Task details
Transcribe the whole listing without a single picture.

┄┄┄┄┄┄┄┄┄┄

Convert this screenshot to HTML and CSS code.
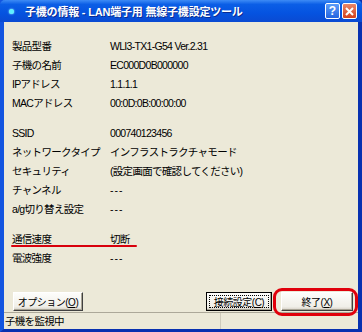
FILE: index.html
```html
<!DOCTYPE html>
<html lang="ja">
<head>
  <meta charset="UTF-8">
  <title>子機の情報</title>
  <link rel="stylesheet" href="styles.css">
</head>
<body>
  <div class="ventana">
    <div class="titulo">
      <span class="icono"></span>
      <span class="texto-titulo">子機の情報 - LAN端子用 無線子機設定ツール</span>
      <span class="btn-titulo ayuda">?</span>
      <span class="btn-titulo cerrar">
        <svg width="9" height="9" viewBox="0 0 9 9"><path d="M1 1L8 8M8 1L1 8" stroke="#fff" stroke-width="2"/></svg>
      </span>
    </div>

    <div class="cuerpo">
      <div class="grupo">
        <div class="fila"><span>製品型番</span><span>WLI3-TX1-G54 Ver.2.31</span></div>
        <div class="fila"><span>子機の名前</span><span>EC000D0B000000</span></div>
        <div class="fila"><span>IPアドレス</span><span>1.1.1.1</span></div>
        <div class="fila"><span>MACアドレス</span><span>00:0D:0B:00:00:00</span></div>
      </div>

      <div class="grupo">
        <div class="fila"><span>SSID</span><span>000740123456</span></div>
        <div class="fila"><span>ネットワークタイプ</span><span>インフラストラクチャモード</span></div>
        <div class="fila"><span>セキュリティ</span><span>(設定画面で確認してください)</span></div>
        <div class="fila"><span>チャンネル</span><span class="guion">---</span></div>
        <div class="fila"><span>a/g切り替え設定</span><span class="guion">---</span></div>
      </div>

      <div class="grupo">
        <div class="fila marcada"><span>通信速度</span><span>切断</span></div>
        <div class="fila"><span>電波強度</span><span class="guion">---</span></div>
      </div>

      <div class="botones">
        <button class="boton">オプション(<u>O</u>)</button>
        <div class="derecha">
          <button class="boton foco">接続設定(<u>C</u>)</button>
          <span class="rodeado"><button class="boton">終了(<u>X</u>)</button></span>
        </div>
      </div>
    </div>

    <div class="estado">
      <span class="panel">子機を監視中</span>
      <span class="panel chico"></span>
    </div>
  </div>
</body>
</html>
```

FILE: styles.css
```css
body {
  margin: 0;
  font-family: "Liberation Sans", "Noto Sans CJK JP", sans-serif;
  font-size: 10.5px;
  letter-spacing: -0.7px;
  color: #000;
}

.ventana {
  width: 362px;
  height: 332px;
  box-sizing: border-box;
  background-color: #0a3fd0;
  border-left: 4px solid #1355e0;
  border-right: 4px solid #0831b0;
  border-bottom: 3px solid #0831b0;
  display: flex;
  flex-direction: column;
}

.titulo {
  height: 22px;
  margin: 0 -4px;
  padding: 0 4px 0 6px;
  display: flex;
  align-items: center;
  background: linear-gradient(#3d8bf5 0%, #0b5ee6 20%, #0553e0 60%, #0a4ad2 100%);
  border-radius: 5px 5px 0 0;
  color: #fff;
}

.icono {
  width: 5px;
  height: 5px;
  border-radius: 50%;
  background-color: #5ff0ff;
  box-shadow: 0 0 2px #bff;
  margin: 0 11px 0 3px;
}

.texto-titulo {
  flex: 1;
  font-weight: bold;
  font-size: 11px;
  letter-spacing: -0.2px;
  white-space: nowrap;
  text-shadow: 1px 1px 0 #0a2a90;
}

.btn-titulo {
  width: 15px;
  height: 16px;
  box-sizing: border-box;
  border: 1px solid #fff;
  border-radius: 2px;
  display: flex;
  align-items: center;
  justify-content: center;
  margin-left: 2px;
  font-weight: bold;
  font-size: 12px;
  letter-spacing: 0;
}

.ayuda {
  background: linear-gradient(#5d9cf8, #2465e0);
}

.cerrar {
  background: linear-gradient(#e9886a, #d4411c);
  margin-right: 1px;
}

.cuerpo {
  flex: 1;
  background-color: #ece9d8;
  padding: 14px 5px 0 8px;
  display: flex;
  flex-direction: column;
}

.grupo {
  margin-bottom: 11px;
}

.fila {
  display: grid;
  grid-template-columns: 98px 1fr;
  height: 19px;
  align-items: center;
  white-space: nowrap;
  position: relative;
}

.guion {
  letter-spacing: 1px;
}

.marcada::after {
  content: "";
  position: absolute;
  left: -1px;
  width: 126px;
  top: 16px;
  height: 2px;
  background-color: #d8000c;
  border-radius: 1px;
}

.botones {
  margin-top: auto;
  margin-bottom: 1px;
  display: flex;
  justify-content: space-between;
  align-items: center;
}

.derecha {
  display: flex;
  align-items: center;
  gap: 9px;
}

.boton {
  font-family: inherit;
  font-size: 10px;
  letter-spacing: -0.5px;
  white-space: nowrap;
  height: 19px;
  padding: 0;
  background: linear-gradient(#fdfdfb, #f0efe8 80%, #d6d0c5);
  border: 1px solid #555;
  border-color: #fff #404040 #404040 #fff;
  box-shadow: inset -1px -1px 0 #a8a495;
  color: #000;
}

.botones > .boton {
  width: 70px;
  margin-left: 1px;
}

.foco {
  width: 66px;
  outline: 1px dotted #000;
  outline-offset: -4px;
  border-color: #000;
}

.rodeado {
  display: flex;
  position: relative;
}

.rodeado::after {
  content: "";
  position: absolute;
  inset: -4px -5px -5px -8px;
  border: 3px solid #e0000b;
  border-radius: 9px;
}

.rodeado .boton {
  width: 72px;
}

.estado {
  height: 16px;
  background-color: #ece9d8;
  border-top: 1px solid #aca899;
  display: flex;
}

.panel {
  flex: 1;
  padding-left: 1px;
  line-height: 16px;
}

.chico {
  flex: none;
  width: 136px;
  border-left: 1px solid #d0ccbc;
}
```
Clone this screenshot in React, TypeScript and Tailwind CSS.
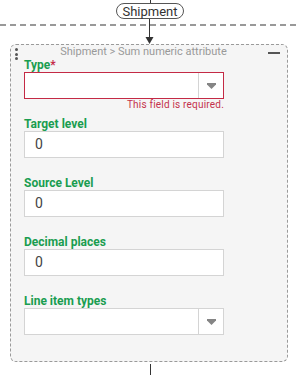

┄┄┄┄┄┄┄┄┄┄

Finished exercise
Convert this screenshot to HTML and CSS code.
FILE: index.html
```html
<!DOCTYPE html>
<html lang="ja">
<head>
  <meta charset="UTF-8">
  <title>子機の情報</title>
  <link rel="stylesheet" href="styles.css">
</head>
<body>
  <div class="ventana">
    <div class="titulo">
      <span class="icono"></span>
      <span class="texto-titulo">子機の情報 - LAN端子用 無線子機設定ツール</span>
      <span class="btn-titulo ayuda">?</span>
      <span class="btn-titulo cerrar">
        <svg width="9" height="9" viewBox="0 0 9 9"><path d="M1 1L8 8M8 1L1 8" stroke="#fff" stroke-width="2"/></svg>
      </span>
    </div>

    <div class="cuerpo">
      <div class="grupo">
        <div class="fila"><span>製品型番</span><span>WLI3-TX1-G54 Ver.2.31</span></div>
        <div class="fila"><span>子機の名前</span><span>EC000D0B000000</span></div>
        <div class="fila"><span>IPアドレス</span><span>1.1.1.1</span></div>
        <div class="fila"><span>MACアドレス</span><span>00:0D:0B:00:00:00</span></div>
      </div>

      <div class="grupo">
        <div class="fila"><span>SSID</span><span>000740123456</span></div>
        <div class="fila"><span>ネットワークタイプ</span><span>インフラストラクチャモード</span></div>
        <div class="fila"><span>セキュリティ</span><span>(設定画面で確認してください)</span></div>
        <div class="fila"><span>チャンネル</span><span class="guion">---</span></div>
        <div class="fila"><span>a/g切り替え設定</span><span class="guion">---</span></div>
      </div>

      <div class="grupo">
        <div class="fila marcada"><span>通信速度</span><span>切断</span></div>
        <div class="fila"><span>電波強度</span><span class="guion">---</span></div>
      </div>

      <div class="botones">
        <button class="boton">オプション(<u>O</u>)</button>
        <div class="derecha">
          <button class="boton foco">接続設定(<u>C</u>)</button>
          <span class="rodeado"><button class="boton">終了(<u>X</u>)</button></span>
        </div>
      </div>
    </div>

    <div class="estado">
      <span class="panel">子機を監視中</span>
      <span class="panel chico"></span>
    </div>
  </div>
</body>
</html>
```

FILE: styles.css
```css
body {
  margin: 0;
  font-family: "Liberation Sans", "Noto Sans CJK JP", sans-serif;
  font-size: 10.5px;
  letter-spacing: -0.7px;
  color: #000;
}

.ventana {
  width: 362px;
  height: 332px;
  box-sizing: border-box;
  background-color: #0a3fd0;
  border-left: 4px solid #1355e0;
  border-right: 4px solid #0831b0;
  border-bottom: 3px solid #0831b0;
  display: flex;
  flex-direction: column;
}

.titulo {
  height: 22px;
  margin: 0 -4px;
  padding: 0 4px 0 6px;
  display: flex;
  align-items: center;
  background: linear-gradient(#3d8bf5 0%, #0b5ee6 20%, #0553e0 60%, #0a4ad2 100%);
  border-radius: 5px 5px 0 0;
  color: #fff;
}

.icono {
  width: 5px;
  height: 5px;
  border-radius: 50%;
  background-color: #5ff0ff;
  box-shadow: 0 0 2px #bff;
  margin: 0 11px 0 3px;
}

.texto-titulo {
  flex: 1;
  font-weight: bold;
  font-size: 11px;
  letter-spacing: -0.2px;
  white-space: nowrap;
  text-shadow: 1px 1px 0 #0a2a90;
}

.btn-titulo {
  width: 15px;
  height: 16px;
  box-sizing: border-box;
  border: 1px solid #fff;
  border-radius: 2px;
  display: flex;
  align-items: center;
  justify-content: center;
  margin-left: 2px;
  font-weight: bold;
  font-size: 12px;
  letter-spacing: 0;
}

.ayuda {
  background: linear-gradient(#5d9cf8, #2465e0);
}

.cerrar {
  background: linear-gradient(#e9886a, #d4411c);
  margin-right: 1px;
}

.cuerpo {
  flex: 1;
  background-color: #ece9d8;
  padding: 14px 5px 0 8px;
  display: flex;
  flex-direction: column;
}

.grupo {
  margin-bottom: 11px;
}

.fila {
  display: grid;
  grid-template-columns: 98px 1fr;
  height: 19px;
  align-items: center;
  white-space: nowrap;
  position: relative;
}

.guion {
  letter-spacing: 1px;
}

.marcada::after {
  content: "";
  position: absolute;
  left: -1px;
  width: 126px;
  top: 16px;
  height: 2px;
  background-color: #d8000c;
  border-radius: 1px;
}

.botones {
  margin-top: auto;
  margin-bottom: 1px;
  display: flex;
  justify-content: space-between;
  align-items: center;
}

.derecha {
  display: flex;
  align-items: center;
  gap: 9px;
}

.boton {
  font-family: inherit;
  font-size: 10px;
  letter-spacing: -0.5px;
  white-space: nowrap;
  height: 19px;
  padding: 0;
  background: linear-gradient(#fdfdfb, #f0efe8 80%, #d6d0c5);
  border: 1px solid #555;
  border-color: #fff #404040 #404040 #fff;
  box-shadow: inset -1px -1px 0 #a8a495;
  color: #000;
}

.botones > .boton {
  width: 70px;
  margin-left: 1px;
}

.foco {
  width: 66px;
  outline: 1px dotted #000;
  outline-offset: -4px;
  border-color: #000;
}

.rodeado {
  display: flex;
  position: relative;
}

.rodeado::after {
  content: "";
  position: absolute;
  inset: -4px -5px -5px -8px;
  border: 3px solid #e0000b;
  border-radius: 9px;
}

.rodeado .boton {
  width: 72px;
}

.estado {
  height: 16px;
  background-color: #ece9d8;
  border-top: 1px solid #aca899;
  display: flex;
}

.panel {
  flex: 1;
  padding-left: 1px;
  line-height: 16px;
}

.chico {
  flex: none;
  width: 136px;
  border-left: 1px solid #d0ccbc;
}
```
Clone this screenshot in React, TypeScript and Tailwind CSS.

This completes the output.